Special orders in the drive through....take your azz inside if you want light lettuce or 2 pickles instead of three... people stopping the main flow of traffic to let someone out of a side road. They can sit there until the coast is clear, but you may get hit by someone doing 60 because your azz stopped to let someone out. jack legs leaving their weights out, or still on the bars at the gym. If you can set it up, then please break it down. I wanna punch them in the junk every time I see this.
People that buy 20 lotto tickets in front of a long line at the convenience store. Parents that smoke inside their home or car while kids are.present. Sissies.
Baby Boomers complaining about the current generation when it is a well known fact that the Baby Boomer generation was/is the worst generation of all time.
That lottery one is a good one. I won't even go to the gas station before work on Wednesdays because some guy is always in there and makes the lady scan every ticket from the week before to see if it won anything, then repurchases the same. We're talking $100 worth, half of which are pick 3 and pick 4 that he tells her the numbers as she enters them rather than filling out a card. Every Wed. like clockwork. Another one, people who go through the express checkout lane with a cart full of groceries.
this is all? this thread has your name all over it and you can only come up with one thing? dissapontment...
A rant from this weekend: The Mardi Gras parade route goes right by my neighborhood, therefore people from out of town coming to the parade park on the streets in my neighborhood. Ok, fine. But don't block my goddamn driveway! Also if you ask me if you can park in my driveway, and I tell you "I'm sorry, but my wife should be coming home soon and will need to get into the driveway" don't get pissed at me. And lastly, if I see you throw a beer can in my yard, don't get upset when I pick it up and throw it back at you and call you white trash.

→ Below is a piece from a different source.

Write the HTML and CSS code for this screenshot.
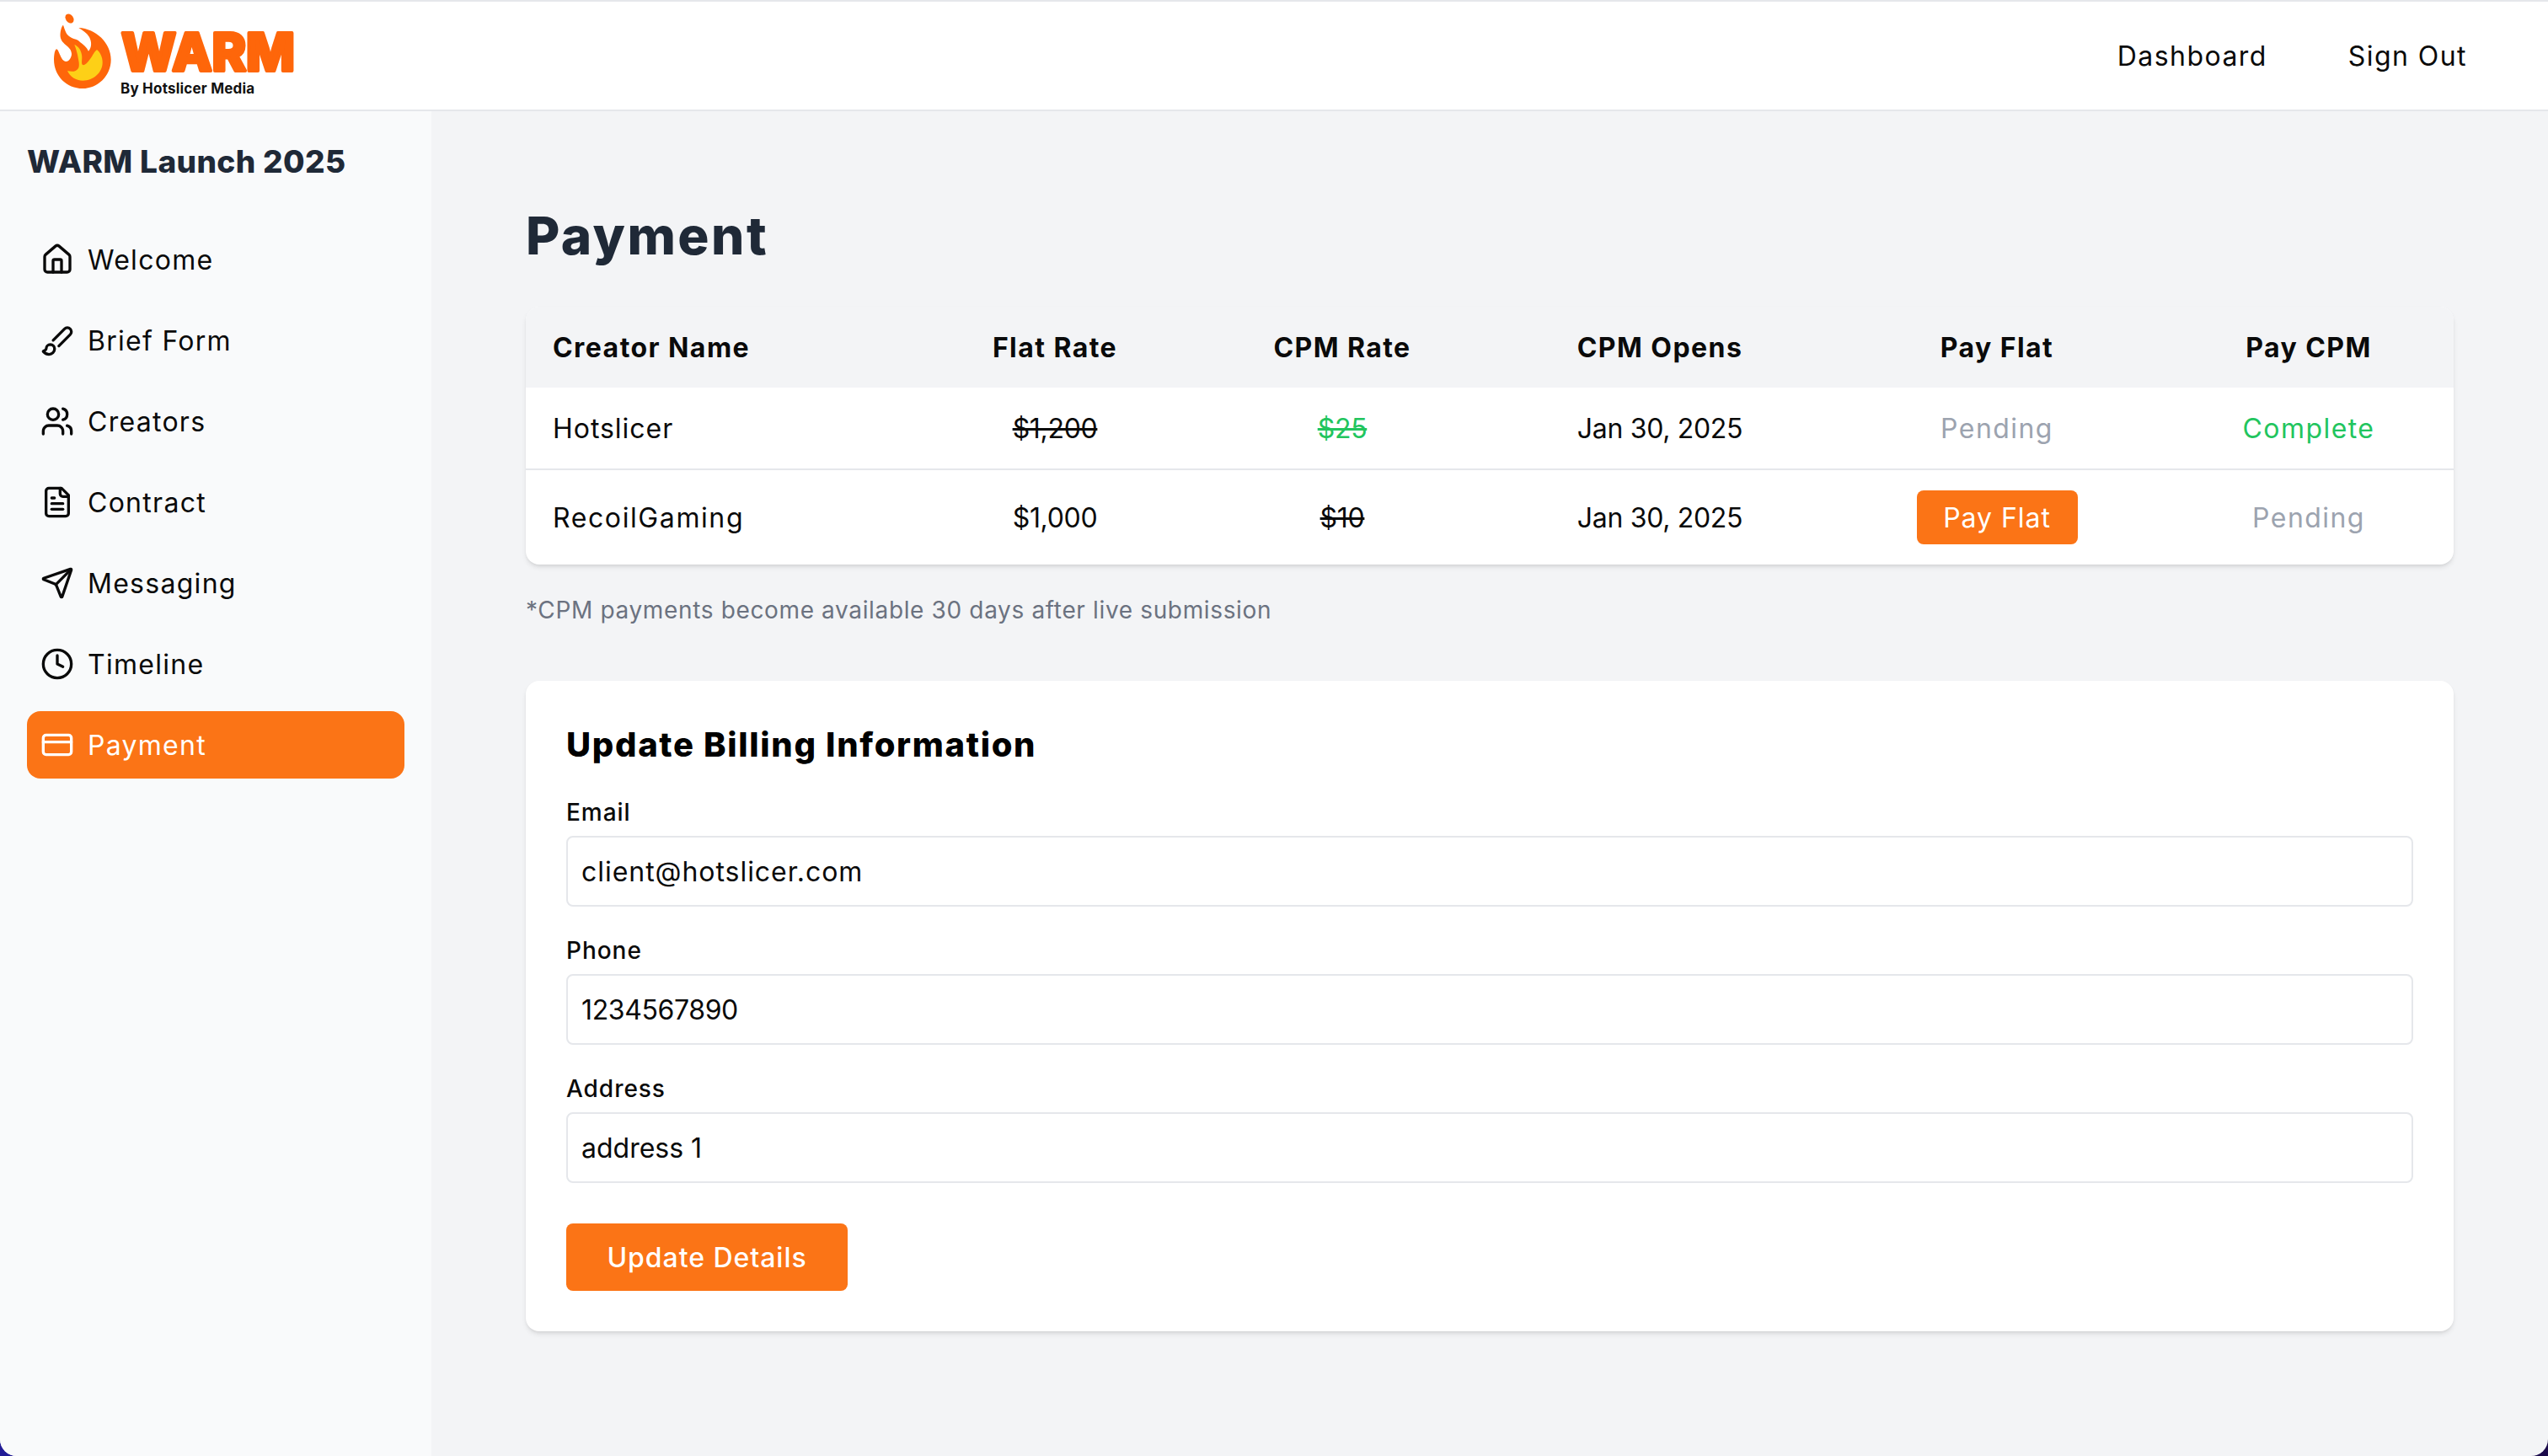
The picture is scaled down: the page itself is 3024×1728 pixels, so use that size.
FILE: index.html
```html
<!DOCTYPE html>
<html lang="en">
<head>
    <meta charset="utf-8">
    <title>Payment</title>
    <link rel="stylesheet" href="styles.css">
</head>
<body>
    <div class="app">
        <header class="topbar">
            <a class="logo" href="#">
                <svg class="logo-art" viewBox="0 0 300 104" width="300" height="104">
                    <ellipse cx="18.5" cy="7" rx="4.5" ry="6" transform="rotate(-35 18.5 7)" fill="#fe660a"/>
                    <path fill="#fe660a" d="M11 14.7C13 20 14 25 18 28C23 32 28 31 31 35C35 38 39 41 41 45.7C45 41 45 35 42 29C39 24 34 21 29.3 18C50 19 67.7 36 67.7 55.7C67.7 75 52 90 34 90C15 90 0 75 0 55.7C0 50 1 44 3 43.3C6 43 8 58 14.3 58C18 58 21 53 21 49C21 40 9 38 7.7 29C7 23 9 16 11 14.7Z"/>
                    <path fill="#fdd017" d="M24.3 38C29 40 32 44 33 50C34 55 32 60 34 62C37 63 40 59 43 55C46 51 48 46 51 44C55 47 57.7 53 57.7 59C57.7 71 47 80.7 34.3 80.7C26 80.7 19 76 16 69C20 70 26 71 29 66C31 62 29 56 28 50C27 46 26 42 24.3 38Z"/>
                    <text class="logo-word" x="80" y="69" textLength="206" lengthAdjust="spacingAndGlyphs">WARM</text>
                </svg>
                <span class="logo-by">By Hotslicer Media</span>
            </a>
            <nav class="topnav">
                <a href="#">Dashboard</a>
                <a href="#">Sign Out</a>
            </nav>
        </header>
        <div class="body-row">
            <aside class="sidebar">
                <h2>WARM Launch 2025</h2>
                <ul class="menu">
                    <li><a href="#">
                        <svg class="icon" viewBox="0 0 24 24"><path d="M15 21v-8a1 1 0 0 0-1-1h-4a1 1 0 0 0-1 1v8"/><path d="M3 10a2 2 0 0 1 .709-1.528l7-5.999a2 2 0 0 1 2.582 0l7 5.999A2 2 0 0 1 21 10v9a2 2 0 0 1-2 2H5a2 2 0 0 1-2-2z"/></svg>
                        Welcome</a></li>
                    <li><a href="#">
                        <svg class="icon" viewBox="0 0 24 24"><path d="m9.06 11.9 8.07-8.06a2.85 2.85 0 1 1 4.03 4.03l-8.06 8.08"/><path d="M7.07 14.94c-1.66 0-3 1.35-3 3.02 0 1.33-2.5 1.52-2 2.02 1.08 1.1 2.49 2.02 4 2.02 2.2 0 4-1.8 4-4.04a3.01 3.01 0 0 0-3-3.02z"/></svg>
                        Brief Form</a></li>
                    <li><a href="#">
                        <svg class="icon" viewBox="0 0 24 24"><path d="M16 21v-2a4 4 0 0 0-4-4H6a4 4 0 0 0-4 4v2"/><circle cx="9" cy="7" r="4"/><path d="M22 21v-2a4 4 0 0 0-3-3.87"/><path d="M16 3.13a4 4 0 0 1 0 7.75"/></svg>
                        Creators</a></li>
                    <li><a href="#">
                        <svg class="icon" viewBox="0 0 24 24"><path d="M15 2H6a2 2 0 0 0-2 2v16a2 2 0 0 0 2 2h12a2 2 0 0 0 2-2V7Z"/><path d="M14 2v4a2 2 0 0 0 2 2h4"/><path d="M10 9H8"/><path d="M16 13H8"/><path d="M16 17H8"/></svg>
                        Contract</a></li>
                    <li><a href="#">
                        <svg class="icon" viewBox="0 0 24 24"><path d="M14.536 21.686a.5.5 0 0 0 .937-.024l6.5-19a.496.496 0 0 0-.635-.635l-19 6.5a.5.5 0 0 0-.024.937l7.93 3.18a2 2 0 0 1 1.112 1.11z"/><path d="m21.854 2.147-10.94 10.939"/></svg>
                        Messaging</a></li>
                    <li><a href="#">
                        <svg class="icon" viewBox="0 0 24 24"><circle cx="12" cy="12" r="10"/><polyline points="12 6 12 12 16 14"/></svg>
                        Timeline</a></li>
                    <li><a class="active" href="#">
                        <svg class="icon" viewBox="0 0 24 24"><rect width="20" height="14" x="2" y="5" rx="2"/><line x1="2" x2="22" y1="10" y2="10"/></svg>
                        Payment</a></li>
                </ul>
            </aside>
            <main class="content">
                <h1>Payment</h1>
                <div class="table-box">
                    <table>
                        <colgroup>
                            <col class="col-name"><col class="col-flat"><col class="col-cpm">
                            <col class="col-opens"><col class="col-payflat"><col class="col-paycpm">
                        </colgroup>
                        <thead>
                            <tr>
                                <th class="left">Creator Name</th>
                                <th>Flat Rate</th>
                                <th>CPM Rate</th>
                                <th>CPM Opens</th>
                                <th>Pay Flat</th>
                                <th>Pay CPM</th>
                            </tr>
                        </thead>
                        <tbody>
                            <tr class="row-one">
                                <td class="left">Hotslicer</td>
                                <td class="num struck">$1,200</td>
                                <td class="num struck green">$25</td>
                                <td class="num">Jan 30, 2025</td>
                                <td class="status muted">Pending</td>
                                <td class="status green">Complete</td>
                            </tr>
                            <tr class="row-two">
                                <td class="left">RecoilGaming</td>
                                <td class="num">$1,000</td>
                                <td class="num struck">$10</td>
                                <td class="num">Jan 30, 2025</td>
                                <td><button class="btn btn-small">Pay Flat</button></td>
                                <td class="status muted">Pending</td>
                            </tr>
                        </tbody>
                    </table>
                </div>
                <p class="note">*CPM payments become available 30 days after live submission</p>
                <form class="card">
                    <h3>Update Billing Information</h3>
                    <div class="field">
                        <label>Email</label>
                        <input type="text" value="client@hotslicer.com">
                    </div>
                    <div class="field">
                        <label>Phone</label>
                        <input class="num" type="text" value="1234567890">
                    </div>
                    <div class="field">
                        <label>Address</label>
                        <input class="tight" type="text" value="address 1">
                    </div>
                    <button class="btn btn-big" type="button">Update Details</button>
                </form>
            </main>
        </div>
    </div>
</body>
</html>
```
FILE: styles.css
```css
html, body {
    margin: 0;
    padding: 0;
    height: 100%;
}
body {
    background: linear-gradient(90deg, #221c96, #1a0a4a);
    font-family: Inter, "Liberation Sans", sans-serif;
    color: #0a0a0a;
    font-size: 32px;
    letter-spacing: 0.03em;
}
a {
    color: inherit;
    text-decoration: none;
}
.app {
    height: 1728px;
    display: flex;
    flex-direction: column;
    overflow: hidden;
    border-radius: 0 0 20px 20px;
    background: #f3f4f6;
}

/* top bar */
.topbar {
    height: 128px;
    flex: none;
    display: flex;
    justify-content: space-between;
    align-items: center;
    background: #fff;
    border-top: 2px solid #e5e7eb;
    border-bottom: 2px solid #e5e7eb;
    padding: 0 96px 0 64px;
}
.logo {
    position: relative;
    display: block;
    width: 300px;
    height: 104px;
    margin-top: 2px;
}
.logo-art {
    display: block;
    overflow: visible;
}
.logo-word {
    font-family: Inter, sans-serif;
    font-weight: 800;
    font-size: 62px;
    letter-spacing: 0;
    fill: #fe660a;
    stroke: #fe660a;
    stroke-width: 4px;
    stroke-linejoin: round;
}
.logo-by {
    position: absolute;
    left: 79px;
    top: 80px;
    font-size: 17px;
    font-weight: 700;
    letter-spacing: 0.012em;
    color: #111;
    white-space: nowrap;
}
.topnav {
    display: flex;
    gap: 96px;
    letter-spacing: 0.045em;
}

.body-row {
    flex: 1;
    display: flex;
    min-height: 0;
}

/* sidebar */
.sidebar {
    width: 512px;
    flex: none;
    box-sizing: border-box;
    padding: 32px;
    background: #f9fafb;
}
.sidebar h2 {
    margin: 0 0 48px;
    font-size: 37px;
    line-height: 56px;
    font-weight: 800;
    letter-spacing: 0.01em;
    color: #1f2937;
}
.menu {
    list-style: none;
    margin: 0;
    padding: 0;
    display: flex;
    flex-direction: column;
    gap: 16px;
    letter-spacing: 0.04em;
}
.menu a {
    height: 80px;
    display: flex;
    align-items: center;
    gap: 16px;
    padding: 0 16px;
    border-radius: 16px;
}
.menu a.active {
    background: #fb7416;
    color: #fff;
}
.icon {
    width: 40px;
    height: 40px;
    flex: none;
    fill: none;
    stroke: currentColor;
    stroke-width: 2;
    stroke-linecap: round;
    stroke-linejoin: round;
}

/* main area */
.content {
    flex: 1;
    padding: 112px;
}
.content h1 {
    margin: 0 0 48px;
    font-size: 62px;
    line-height: 72px;
    font-weight: 800;
    letter-spacing: 0.04em;
    color: #1f2937;
}
.table-box {
    background: #fff;
    border-radius: 16px;
    overflow: hidden;
    box-shadow: 0 4px 6px -1px rgba(0,0,0,.1), 0 2px 4px -2px rgba(0,0,0,.1);
}
table {
    width: 100%;
    table-layout: fixed;
    border-collapse: collapse;
}
.col-name { width: 462px; }
.col-flat { width: 332px; }
.col-cpm { width: 350px; }
.col-opens { width: 404px; }
.col-payflat { width: 396px; }
.col-paycpm { width: 344px; }
th, td {
    padding: 0;
    text-align: center;
    font-size: 32px;
}
th {
    height: 96px;
    background: #f3f4f6;
    font-weight: 700;
    letter-spacing: 0.045em;
}
.left {
    text-align: left;
    padding-left: 32px;
}
.row-one td {
    height: 96px;
    border-bottom: 2px solid #e5e7eb;
}
.row-two td {
    height: 112px;
}
.row-two .left {
    letter-spacing: 0.05em;
}
.num { letter-spacing: -0.01em; }
.status { letter-spacing: 0.045em; }
.struck { text-decoration: line-through; }
.green { color: #22c55e; }
.muted { color: #9ca3af; }

.btn {
    border: 0;
    background: #fb7416;
    color: #fff;
    font-family: inherit;
    font-size: 32px;
    letter-spacing: 0.03em;
    font-weight: 500;
}
.btn-small {
    display: block;
    margin: 0 auto;
    width: 191px;
    height: 64px;
    border-radius: 8px;
    font-weight: 400;
}
.btn-big {
    display: block;
    margin-top: 48px;
    width: 334px;
    height: 80px;
    border-radius: 8px;
}

.note {
    margin: 34px 0 64px;
    font-size: 28px;
    line-height: 40px;
    letter-spacing: 0.023em;
    color: #6b7280;
}

/* billing form */
.card {
    display: block;
    background: #fff;
    border-radius: 16px;
    padding: 48px;
    box-shadow: 0 4px 6px -1px rgba(0,0,0,.1), 0 2px 4px -2px rgba(0,0,0,.1);
}
.card h3 {
    margin: 0 0 32px;
    font-size: 40px;
    line-height: 56px;
    font-weight: 800;
    letter-spacing: 0.042em;
    color: #000;
}
.field {
    margin-top: 32px;
}
.card h3 + .field {
    margin-top: 0;
}
.field label {
    display: block;
    font-size: 28px;
    line-height: 40px;
    font-weight: 500;
    margin-bottom: 8px;
}
.field input {
    display: block;
    box-sizing: border-box;
    width: 100%;
    height: 84px;
    padding: 0 16px;
    border: 2px solid #e5e7eb;
    border-radius: 8px;
    font-family: inherit;
    font-size: 32px;
    letter-spacing: 0.03em;
    color: #0a0a0a;
    background: #fff;
}
.field input.num { letter-spacing: -0.012em; }
.field input.tight { letter-spacing: 0; }
```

I know how you feel with the tourists. Every time it snows up here, half of LA wants to come play in the snow. They have the audacity to park in my and my neighbors yard and play in the snow. Then get upset when I kick them out with the sound of racking my ole Mossburg. Now, if I went to some flatlanders yard and just started playing in their sprinklers in the summer heat, I have no doubt I would be met with no kindness. Sent from my SPH-M920 using Tapatalk 2
Theater majors. Theater majors who think they have it rough. Theater professors. Theater professors who want me to address them as Dr. Theater people who spell it as Theatre, like they are special or something. I have been fulfilling my fine arts credit this semester so I get to spend a FABULOUS 50 minutes in the Theater building three days a week. What. A. Joke. I think they have the most useless major on the planet, but still get all the funding as a real department does.
Those "know it all" type of people. Also ones that pretty much just wait for their turn to talk instead of actually listen to others.